Early resistance to high-level (i.e. compiled) languages came from assembly programmers who couldn’t imagine that the compiler could generate code that was just as performant as their hand-crafted product. For a while they were right, but improved compiler design and the relentless performance increases in hardware made it so that even an extra 10-20% boost you might get from perfectly hand-crafted assembly was almost never worth the developer time.
There is an obvious parallel here, but it’s not quite the same. The high-level language is effectively a formal spec for the abstract machine which is faithfully translated by the (hopefully bug-free) compiler. Natural language is not a formal spec for anything, and LLM-based agents are not formally verifiable software. So the tradeoffs involved are not only about developer time vs. performance, but also correctness.

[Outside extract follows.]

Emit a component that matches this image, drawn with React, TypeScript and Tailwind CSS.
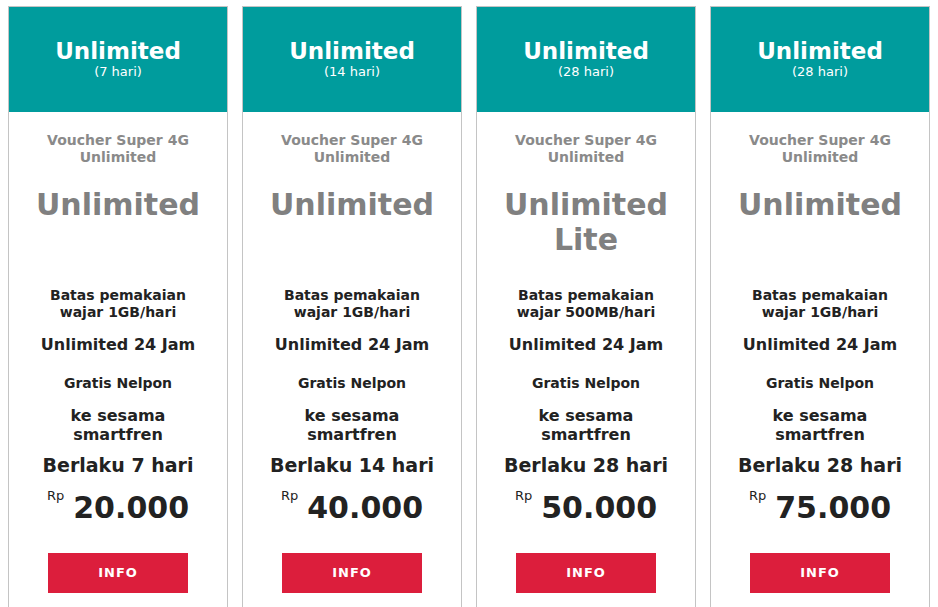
const plans = [
  { days: '7 hari', title: ['Unlimited'], quota: '1GB/hari', validity: 'Berlaku 7 hari', price: '20.000' },
  { days: '14 hari', title: ['Unlimited'], quota: '1GB/hari', validity: 'Berlaku 14 hari', price: '40.000' },
  { days: '28 hari', title: ['Unlimited', 'Lite'], quota: '500MB/hari', validity: 'Berlaku 28 hari', price: '50.000' },
  { days: '28 hari', title: ['Unlimited'], quota: '1GB/hari', validity: 'Berlaku 28 hari', price: '75.000' },
];

type Plan = (typeof plans)[number];

function PlanCard({ plan }: { plan: Plan }) {
  return (
    <div className="flex h-[640px] flex-1 flex-col border border-[#c4c4c4] bg-white">
      <div className="flex h-[105px] flex-col items-center justify-center bg-[#009c9d] pb-[2px] text-white">
        <p className="text-[23px] font-bold leading-[26px]">Unlimited</p>
        <p className="text-[13px] leading-[16px]">({plan.days})</p>
      </div>

      <div className="flex flex-col items-center px-4 text-center">
        <p className="mt-[20px] text-[14px] font-bold leading-[17px] text-[#8a8a8a]">
          Voucher Super 4G
          <br />
          Unlimited
        </p>

        <div className="mt-[21px] h-[70px] text-[30px] font-bold leading-[35px] text-[#808080]">
          {plan.title.map((line) => (
            <p key={line}>{line}</p>
          ))}
        </div>

        <p className="mt-[30px] text-[14px] font-bold leading-[17px] text-[#222]">
          Batas pemakaian
          <br />
          wajar {plan.quota}
        </p>

        <p className="mt-[14px] text-[16px] font-bold leading-[20px] text-[#222]">
          Unlimited 24 Jam
        </p>

        <p className="mt-[20px] text-[14px] font-bold leading-[17px] text-[#222]">
          Gratis Nelpon
        </p>

        <p className="mt-[14px] text-[16px] font-bold leading-[19px] text-[#222]">
          ke sesama
          <br />
          smartfren
        </p>

        <p className="mt-[9px] text-[19px] font-bold leading-[24px] text-[#222]">
          {plan.validity}
        </p>

        <div className="mt-[14px] flex items-start gap-[9px] text-[#222]">
          <span className="mt-[-3px] text-[13px] leading-[16px]">Rp</span>
          <span className="text-[30px] font-bold leading-[34px]">{plan.price}</span>
        </div>

        <button className="mt-[28px] h-[40px] w-[140px] bg-[#dc1e3c] text-[13px] font-bold tracking-[1px] text-white">
          INFO
        </button>
      </div>
    </div>
  );
}

export default function App() {
  return (
    <div
      className="h-[607px] overflow-hidden bg-white px-2 pt-[6px]"
      style={{ fontFamily: '"DejaVu Sans", Verdana, sans-serif' }}
    >
      <div className="flex gap-[14px]">
        {plans.map((plan, i) => (
          <PlanCard key={i} plan={plan} />
        ))}
      </div>
    </div>
  );
}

Put another way, if you don't know what correct is before you start working then no tradeoff exists.
This goes out the window the first time you get real users, though. Hyrum's Law bites people all the time.
"What sorts of things can you build if you don't have long-term sneaky contracts and dependencies" is a really interesting question and has a HUGE pool of answers that used to be not worth the effort. But it's largely a different pool of software than the ones people get paid for today.
Not really. Many users are happy for their software to change if it's a genuine improvement. Some users aren't, but you can always fire them.
Certainly there's a scale beyond which this becomes untenable, but it's far higher than "the first time you get real users".